For example, one wants to predict house prices and have two input features the length and width of the house. Sometimes, one also includes ‘derived’ polynomial input features, such as area, which is length * width.
1) What is the point of including derived features? Shouldn’t a neural network learn the connection between length, width and price during the training? Why isn’t the third feature, area, redundant?
In addition, sometimes I also see that people run genetic selection algorithms on the input features in order to reduce their number.
2) What is the point of reducing the input features if they all contain useful information? Shouldn’t the neural network assign appropriate weights to each input feature according to its importance? What is the point of running genetic selection algorithms?
1): Including derived features is a way to inject expert knowledge into the training process, and so to accelerate it. For example, I work with physicists a lot in my research. When I’m building an optimization model, they’ll give me 3 or 4 parameters, but they usually also know certain forms that are supposed to appear in the equation. For example, I might get variables n and l, but the expert knows that n∗l is important. By including it as a feature, I save the model the extra effort of finding out that n∗l is important. Granted, sometimes domain experts are wrong, but in my experience, they usually know what they’re talking about.

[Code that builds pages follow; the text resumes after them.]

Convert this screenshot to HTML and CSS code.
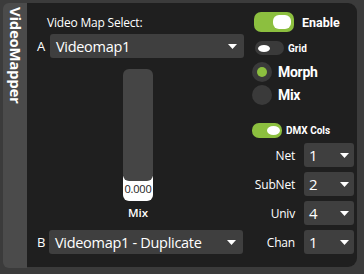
FILE: index.html
```html
<!DOCTYPE html>
<html>
<head>
<meta charset="utf-8">
<link rel="stylesheet" href="styles.css">
</head>
<body>
<div class="app">
  <div class="tab"><span class="tab-label">VideoMapper</span></div>
  <div class="panel">
    <div class="left">
      <div class="title">Video Map Select:</div>
      <div class="map-row">
        <span class="letter">A</span>
        <div class="select big"><span>Videomap1</span><svg class="caret" width="9" height="5" viewBox="0 0 9 5"><polygon points="0,0 9,0 4.5,5" fill="#fff"/></svg></div>
      </div>
      <div class="slider">
        <div class="track"></div>
        <div class="handle">0.000</div>
      </div>
      <div class="mix-label">Mix</div>
      <div class="map-row row-b">
        <span class="letter">B</span>
        <div class="select big"><span>Videomap1 - Duplicate</span><svg class="caret" width="9" height="5" viewBox="0 0 9 5"><polygon points="0,0 9,0 4.5,5" fill="#fff"/></svg></div>
      </div>
    </div>
    <div class="right">
      <div class="opt enable-row">
        <div class="toggle on big-toggle"><div class="knob"></div></div>
        <span class="lbl lbl-md">Enable</span>
      </div>
      <div class="opt grid-row">
        <div class="toggle off small-toggle"><div class="knob"></div></div>
        <span class="lbl lbl-sm">Grid</span>
      </div>
      <div class="opt radio-row morph-row">
        <div class="radio checked"><div class="dot"></div></div>
        <span class="lbl lbl-lg">Morph</span>
      </div>
      <div class="opt radio-row mix-row">
        <div class="radio"></div>
        <span class="lbl lbl-lg">Mix</span>
      </div>
      <div class="opt dmx-row">
        <div class="toggle on dmx-toggle"><div class="knob"></div></div>
        <span class="lbl lbl-sm">DMX Cols</span>
      </div>
      <div class="fields">
        <div class="field"><span class="field-lbl">Net</span><div class="select small"><span>1</span><svg class="caret" width="9" height="5" viewBox="0 0 9 5"><polygon points="0,0 9,0 4.5,5" fill="#fff"/></svg></div></div>
        <div class="field"><span class="field-lbl">SubNet</span><div class="select small"><span>2</span><svg class="caret" width="9" height="5" viewBox="0 0 9 5"><polygon points="0,0 9,0 4.5,5" fill="#fff"/></svg></div></div>
        <div class="field"><span class="field-lbl">Univ</span><div class="select small"><span>4</span><svg class="caret" width="9" height="5" viewBox="0 0 9 5"><polygon points="0,0 9,0 4.5,5" fill="#fff"/></svg></div></div>
        <div class="field"><span class="field-lbl">Chan</span><div class="select small"><span>1</span><svg class="caret" width="9" height="5" viewBox="0 0 9 5"><polygon points="0,0 9,0 4.5,5" fill="#fff"/></svg></div></div>
      </div>
    </div>
  </div>
</div>
<div class="bottom-line"></div>
</body>
</html>
```

FILE: styles.css
```css
* { box-sizing: border-box; margin: 0; padding: 0; }
html, body { width: 364px; height: 274px; overflow: hidden; }
body {
  background: #3b3b3b;
  font-family: "Open Sans", "Noto Sans", sans-serif;
  color: #fff;
  display: flex;
  flex-direction: column;
}
.app { display: flex; padding: 3px 0 0 3px; height: 268px; }
.tab {
  width: 24px;
  height: 265px;
  background: #4b4b4b;
  border-radius: 6px 0 0 6px;
  display: flex;
  justify-content: center;
  padding-top: 4px;
}
.tab-label {
  writing-mode: vertical-rl;
  font-weight: 700;
  font-size: 15px;
  line-height: 15px;
  letter-spacing: -0.3px;
}
.panel {
  width: 330px;
  height: 264px;
  background: #1f1f1f;
  border-radius: 0 9px 9px 0;
  display: flex;
}
.left {
  width: 223px;
  padding: 12px 6px 0 10px;
  display: flex;
  flex-direction: column;
}
.title { font-size: 12px; line-height: 16px; padding-left: 10px; letter-spacing: -0.2px; }
.map-row { display: flex; align-items: center; margin-top: 3px; height: 24px; }
.letter { width: 13px; font-size: 13px; line-height: 16px; }
.select {
  background: #3f3f3f;
  border-radius: 3px;
  display: flex;
  align-items: center;
  justify-content: space-between;
}
.select.big {
  width: 194px;
  height: 24px;
  padding: 0 7px 0 6px;
  font-size: 14.5px;
  letter-spacing: -0.3px;
}
.slider {
  position: relative;
  width: 30px;
  height: 132px;
  margin: 11px 0 0 86px;
}
.track {
  position: absolute;
  left: 0; top: 0;
  width: 30px; height: 112px;
  background: #454545;
  border-radius: 6px;
  z-index: 1;
}
.handle {
  position: absolute;
  left: 0; bottom: 0;
  width: 30px; height: 25px;
  background: #fff;
  border-radius: 0 0 6px 6px;
  color: #222;
  font-size: 11px;
  line-height: 14px;
  text-align: center;
  padding-top: 6px;
  letter-spacing: -0.2px;
}
.mix-label {
  width: 30px;
  margin-left: 86px;
  text-align: center;
  font-size: 11.5px;
  font-weight: 600;
  line-height: 16px;
  margin-top: 4px;
}
.row-b { margin-top: 9px; }
.row-b .select.big { margin-left: -1px; }

.right { flex: 1; padding: 6px 3px 0 2px; display: flex; flex-direction: column; }
.opt { display: flex; align-items: center; }
.lbl { font-family: Roboto, "Open Sans", sans-serif; font-weight: 700; }
.lbl-md { font-size: 12.5px; margin-left: 8px; }
.lbl-sm { font-size: 10px; }
.lbl-lg { font-size: 14px; margin-left: 6px; letter-spacing: -0.3px; }
.toggle { display: flex; align-items: center; }
.toggle.on { background: #8cbf3f; justify-content: flex-end; }
.toggle.off { background: #3a3a3a; justify-content: flex-start; }
.knob { background: #fff; }
.enable-row { height: 20px; margin-top: 3px; padding-left: 2px; }
.big-toggle { width: 40px; height: 20px; border-radius: 7px; padding: 0 3px; }
.big-toggle .knob { width: 18px; height: 14px; border-radius: 6px; }
.grid-row { height: 14px; margin-top: 9px; padding-left: 3px; }
.small-toggle { width: 29px; height: 14px; border-radius: 7px; padding-left: 3px; }
.small-toggle .knob { width: 12px; height: 7px; border-radius: 50%; }
.grid-row .lbl-sm { margin-left: 4px; }
.radio-row { height: 20px; }
.morph-row { margin-top: 7px; }
.mix-row { margin-top: 3px; }
.radio {
  width: 20px; height: 20px; border-radius: 50%;
  background: #3a3a3a;
  display: flex; align-items: center; justify-content: center;
}
.radio .dot { width: 10px; height: 10px; border-radius: 50%; background: #8cbf3f; }
.dmx-row { height: 15px; margin-top: 18px; }
.dmx-toggle { width: 30px; height: 15px; border-radius: 7px; padding-right: 2px; }
.dmx-toggle .knob { width: 13px; height: 9px; border-radius: 50%; }
.dmx-row .lbl-sm { margin-left: 4px; }
.fields { display: flex; flex-direction: column; gap: 5px; margin-top: 5px; }
.field { display: flex; align-items: center; justify-content: flex-end; gap: 9px; height: 24px; }
.field-lbl { font-size: 12px; letter-spacing: -0.2px; }
.select.small { width: 50px; height: 24px; padding: 0 5px 0 5px; font-size: 15px; }
```
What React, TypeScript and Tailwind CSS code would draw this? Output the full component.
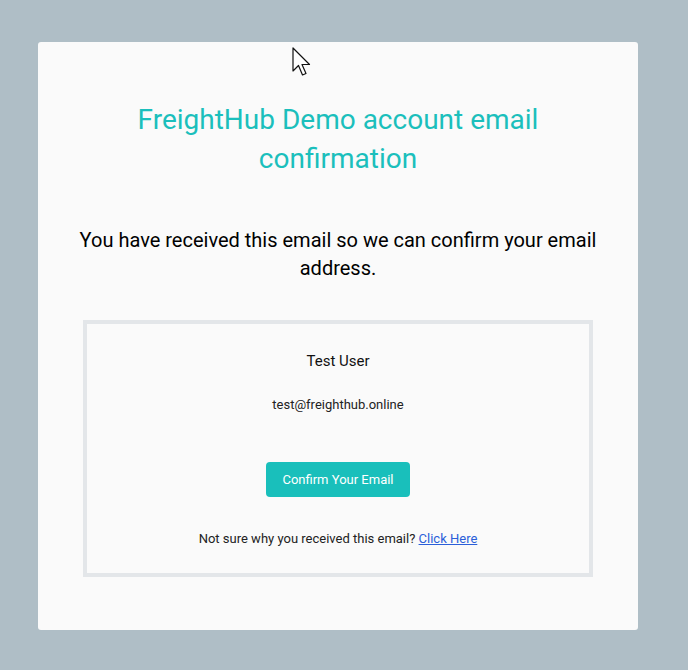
export default function App() {
  return (
    <div className="relative min-h-[670px] w-full bg-[#afbec6] pt-[42px] font-['Roboto',sans-serif]">
      <div className="ml-[38px] w-[600px] rounded-[3px] bg-[#fafafa] pt-[58px] pb-[53px]">
        <h1 className="px-[45px] text-center text-[28px] leading-[39px] font-normal text-[#1bbfbc]">
          FreightHub Demo account email confirmation
        </h1>

        <p className="mx-[20px] mt-[48px] text-center text-[20px] leading-[28px] text-black">
          You have received this email so we can confirm your email address.
        </p>

        <div className="mx-[45px] mt-[38px] border-4 border-[#e3e6e9] px-4 pt-[25px] pb-[24px] text-center">
          <div className="text-[15px] leading-[24px] text-[#111]">Test User</div>
          <div className="mt-[22px] text-[13px] leading-[20px] text-[#222]">
            test@freighthub.online
          </div>
          <div className="mt-[47px] flex justify-center">
            <button className="h-[35px] w-[144px] rounded-[4px] bg-[#19bfbb] text-[13px] font-normal text-white">
              Confirm Your Email
            </button>
          </div>
          <div className="mt-[32px] text-[13px] leading-[20px] text-[#222]">
            Not sure why you received this email?{" "}
            <a href="#" className="text-[#2b5fd9] underline">
              Click Here
            </a>
          </div>
        </div>
      </div>

      {/* mouse pointer captured in the screenshot */}
      <svg
        className="absolute left-[292px] top-[47px]"
        width="22"
        height="32"
        viewBox="0 0 22 32"
      >
        <path
          d="M1 1 L1 24 L6.5 18.5 L10.5 28 L14 26.5 L10 17.5 L17.5 17.5 Z"
          fill="#fff"
          stroke="#111"
          strokeWidth="1.2"
          strokeLinejoin="round"
        />
      </svg>
    </div>
  );
}
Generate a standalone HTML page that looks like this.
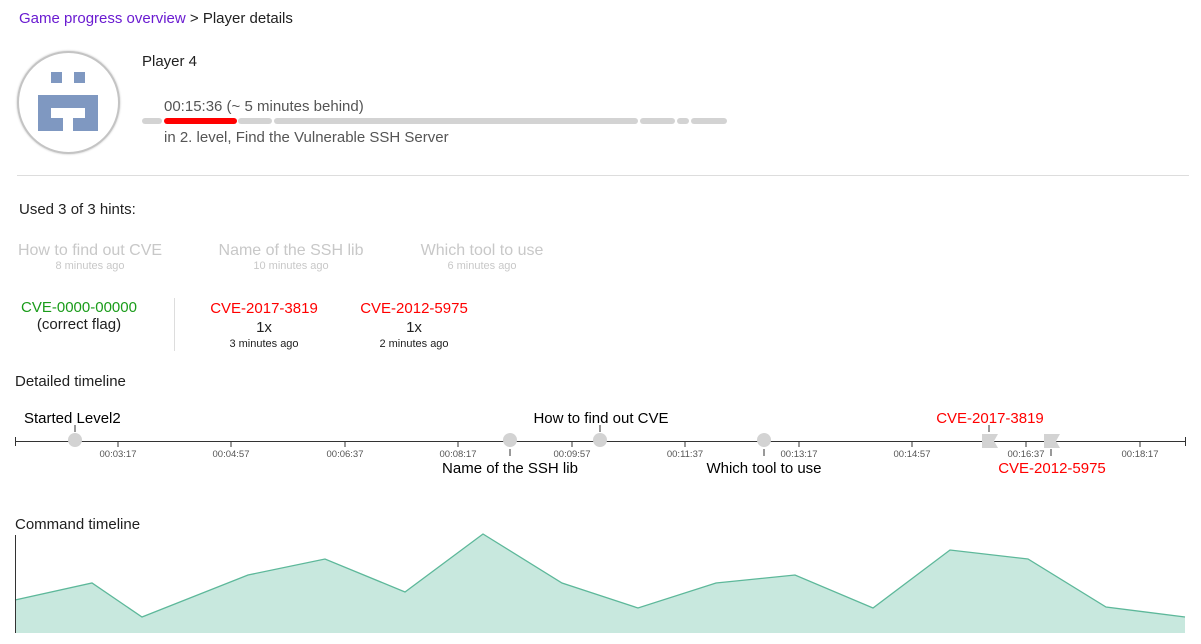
<!DOCTYPE html>
<html><head><meta charset="utf-8"><style>
*{margin:0;padding:0;box-sizing:border-box}
body{width:1201px;height:644px;background:#fff;font-family:"Liberation Sans",sans-serif;color:#212121;position:relative;overflow:hidden}
.a{position:absolute;white-space:nowrap}
.c{transform:translateX(-50%);text-align:center}
.f15{font-size:15px}
.seg{position:absolute;top:118px;height:6px;border-radius:3px;background:#d3d3d3}
</style></head><body>
<div class="a f15" style="left:19px;top:10px"><span style="color:#6a1bd1">Game progress overview</span> &gt; Player details</div>
<div class="a" style="left:17px;top:51px;width:103px;height:103px;border-radius:50%;border:2px solid #c4c4c4;background:#fff;box-shadow:0 0 2px rgba(0,0,0,0.25)"></div>
<div class="a" style="left:51px;top:72px;width:11px;height:11px;background:#7f98c1"></div>
<div class="a" style="left:74px;top:72px;width:11px;height:11px;background:#7f98c1"></div>
<div class="a" style="left:38px;top:95px;width:60px;height:36px;background:#7f98c1"></div>
<div class="a" style="left:51px;top:108px;width:34px;height:10px;background:#fff"></div>
<div class="a" style="left:63px;top:117px;width:10px;height:14px;background:#fff"></div>
<div class="a f15" style="left:142px;top:53px">Player 4</div>
<div class="a f15" style="left:164px;top:98px;color:#555">00:15:36 (~ 5 minutes behind)</div>
<div class="seg" style="left:142px;width:20px"></div>
<div class="seg" style="left:164px;width:73px;background:#f00"></div>
<div class="seg" style="left:238px;width:34px"></div>
<div class="seg" style="left:274px;width:364px"></div>
<div class="seg" style="left:640px;width:35px"></div>
<div class="seg" style="left:677px;width:12px"></div>
<div class="seg" style="left:691px;width:36px"></div>
<div class="a f15" style="left:164px;top:129px;color:#555">in 2. level, Find the Vulnerable SSH Server</div>
<div class="a" style="left:17px;top:175px;width:1172px;height:1px;background:#ddd"></div>
<div class="a f15" style="left:19px;top:201px">Used 3 of 3 hints:</div>
<div class="a c" style="left:90px;top:242px;color:#c8c8c8;font-size:16px">How to find out CVE<div style="font-size:11px;margin-top:0px">8 minutes ago</div></div>
<div class="a c" style="left:291px;top:242px;color:#c8c8c8;font-size:16px">Name of the SSH lib<div style="font-size:11px;margin-top:0px">10 minutes ago</div></div>
<div class="a c" style="left:482px;top:242px;color:#c8c8c8;font-size:16px">Which tool to use<div style="font-size:11px;margin-top:0px">6 minutes ago</div></div>
<div class="a c f15" style="left:79px;top:299px"><span style="color:#1a9c1a">CVE-0000-00000</span><br>(correct flag)</div>
<div class="a" style="left:174px;top:298px;width:1px;height:53px;background:#ddd"></div>
<div class="a c f15" style="left:264px;top:299px;line-height:19px"><span style="color:#f00">CVE-2017-3819</span><br>1x<div style="font-size:11px;line-height:14px">3 minutes ago</div></div>
<div class="a c f15" style="left:414px;top:299px;line-height:19px"><span style="color:#f00">CVE-2012-5975</span><br>1x<div style="font-size:11px;line-height:14px">2 minutes ago</div></div>
<div class="a f15" style="left:15px;top:373px">Detailed timeline</div>
<svg class="a" style="left:0;top:400px" width="1201" height="80" font-family="Liberation Sans, sans-serif">
<line x1="15" y1="41.5" x2="1186" y2="41.5" stroke="#333"/>
<line x1="15.5" y1="37" x2="15.5" y2="46" stroke="#333"/><line x1="1185.5" y1="37" x2="1185.5" y2="46" stroke="#333"/>
<g stroke="#333"><line x1="118" y1="41" x2="118" y2="47"/><line x1="231" y1="41" x2="231" y2="47"/><line x1="345" y1="41" x2="345" y2="47"/><line x1="458" y1="41" x2="458" y2="47"/><line x1="572" y1="41" x2="572" y2="47"/><line x1="685" y1="41" x2="685" y2="47"/><line x1="799" y1="41" x2="799" y2="47"/><line x1="912" y1="41" x2="912" y2="47"/><line x1="1026" y1="41" x2="1026" y2="47"/><line x1="1140" y1="41" x2="1140" y2="47"/></g>
<g font-size="9.5" fill="#555" text-anchor="middle"><text x="118" y="57">00:03:17</text><text x="231" y="57">00:04:57</text><text x="345" y="57">00:06:37</text><text x="458" y="57">00:08:17</text><text x="572" y="57">00:09:57</text><text x="685" y="57">00:11:37</text><text x="799" y="57">00:13:17</text><text x="912" y="57">00:14:57</text><text x="1026" y="57">00:16:37</text><text x="1140" y="57">00:18:17</text></g>
<g stroke="#333"><line x1="75" y1="25" x2="75" y2="32"/><line x1="600" y1="25" x2="600" y2="32"/><line x1="989" y1="25" x2="989" y2="32"/><line x1="510" y1="49" x2="510" y2="56"/><line x1="764" y1="49" x2="764" y2="56"/><line x1="1051" y1="49" x2="1051" y2="56"/></g>
<g fill="#d3d3d3"><circle cx="75" cy="40" r="7"/><circle cx="510" cy="40" r="7"/><circle cx="600" cy="40" r="7"/><circle cx="764" cy="40" r="7"/>
<polygon points="982,34 998,34 994,41 998,48 982,48"/><polygon points="1044,34 1060,34 1056,41 1060,48 1044,48"/></g>
<g font-size="15"><text x="24" y="23">Started Level2</text><text x="601" y="23" text-anchor="middle">How to find out CVE</text><text x="990" y="23" text-anchor="middle" fill="#f00">CVE-2017-3819</text>
<text x="510" y="73" text-anchor="middle">Name of the SSH lib</text><text x="764" y="73" text-anchor="middle">Which tool to use</text><text x="1052" y="73" text-anchor="middle" fill="#f00">CVE-2012-5975</text></g>
</svg>
<div class="a f15" style="left:15px;top:516px">Command timeline</div>
<svg class="a" style="left:0;top:0" width="1201" height="644">
<path d="M15,600 L92,583 L142,617 L248,575 L325,559 L405,592 L483,534 L562,583 L638,608 L716,583 L795,575 L873,608 L950,550 L1028,559 L1106,607 L1185,617 L1185,633 L15,633Z" fill="#c8e8de"/>
<path d="M15,600 L92,583 L142,617 L248,575 L325,559 L405,592 L483,534 L562,583 L638,608 L716,583 L795,575 L873,608 L950,550 L1028,559 L1106,607 L1185,617" fill="none" stroke="#5db89a" stroke-width="1.3"/>
<line x1="15.5" y1="535" x2="15.5" y2="633" stroke="#333"/>
</svg>
</body></html>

2): There are two reasons I know of for this. First, if you have thousands of features supplied (as often happens in real world data), and are short on CPU time for training (also a common occurrence), you can use a number of different feature selection algorithms to pare down the feature space in advance. The principled approaches to this often use information-theoretic measures to select the features with the highest predictive power. Second, even if you can afford to train on all the data and all the features you have, neural networks are often criticized for being ‘black box’ models. Reducing the feature space in advance can help to mitigate this issue. For example, a user looking at the NN cannot easily tell whether a weight of 0.01 means “0, but the optimization process didn’t quite get there” or “This feature is important, but has to be reduced in value prior to use”. Using feature selection in advance to remove useless features makes this less of an issue.